Step 5: Download or use in other studios

Once ready:

  • Download → save to your computer
  • Use in → send to Cinema Studio to edit it with other clips

Face requirements

For best results:

  • Lighting: the face must be well-lit (not backlit, not in shadow)
  • Position: looking at the camera (frontal or slight profile, not 90°)
  • Size: the face should occupy at least 30–50% of the image/video
  • Quality: sharp photo/video, not blurry, not pixelated
  • Expression: neutral or natural; the model will adapt the expression to the audio

If the face is in strict profile, side, or covered, sync will be worse.

Audio requirements

  • Language: the model auto-detects (IT, EN, ES, etc.)
  • Quality: clear audio, no heavy echo or background noise
  • Duration: up to 5 minutes for MuseTalk, 1 minute for Wav2Lip
  • Format: MP3, WAV, M4A supported

If audio is low or distorted, sync will be worse.

Typical workflow

Case 1: Dubbing an English video to Italian

  1. Download the original video (English)
  2. Audio Studio → Generate Italian narration voice
  3. Upload original video to Lip Sync Studio
  4. Upload Italian audio as "Audio"
  5. Generate synced video (dubbed to Italian)
  6. Download the final synced video

Case 2: Talking avatar from your photo

  1. Take a photo of your face (well-lit, looking at camera)
  2. Audio Studio → Record cloned voice or generate TTS
  3. Lip Sync Studio → Upload your photo + audio
  4. Generate lip-sync video (you talking)
  5. Download your talking avatar

Case 3: Professional editing

  1. Generate video/avatar in Lip Sync with final audio
  2. Cinema Studio → Upload the synced video
  3. Edit with other clips, add background music
  4. Download the edited video

Real timings

  • Wav2Lip: 2–3 minutes for 30 seconds of video
  • MuseTalk: 3–5 minutes for 30 seconds of video
  • If the queue is full, wait your turn (may add 1–2 minutes)

Common issues

"The face is twisted / lips don't move well"

→ Check that the face in the photo is straight and well-lit.
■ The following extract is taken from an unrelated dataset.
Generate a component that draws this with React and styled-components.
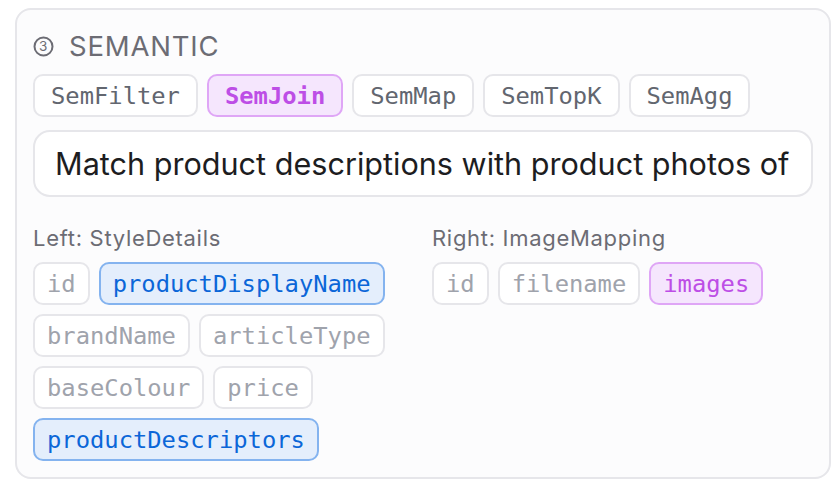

Try again with a sharper, more frontal photo.

"The audio isn't synced"

→ Use clear, good-quality audio. If audio is low or distorted, sync fails. Try regenerating.

"The video takes too long"

→ MuseTalk can reach 5 minutes. If it exceeds 10 minutes, likely backend crash → reload the page.

"MuseTalk doesn't appear (only Wav2Lip)"

→ MuseTalk is gated to Premium plan. If you don't see the button, your account doesn't have access. Contact your administrator.

"I want to sync a long video (3+ minutes)"

→ Use MuseTalk (supports up to 5 minutes, but with long times). Wav2Lip is optimized for clips under 1 minute.

Pro tip

Combine Lip Sync + Cinema: generate a talking avatar in Lip Sync, then send it to Cinema to edit it together with instrumental soundtrack generated in Audio Studio. Result: a completely AI-generated narrative video.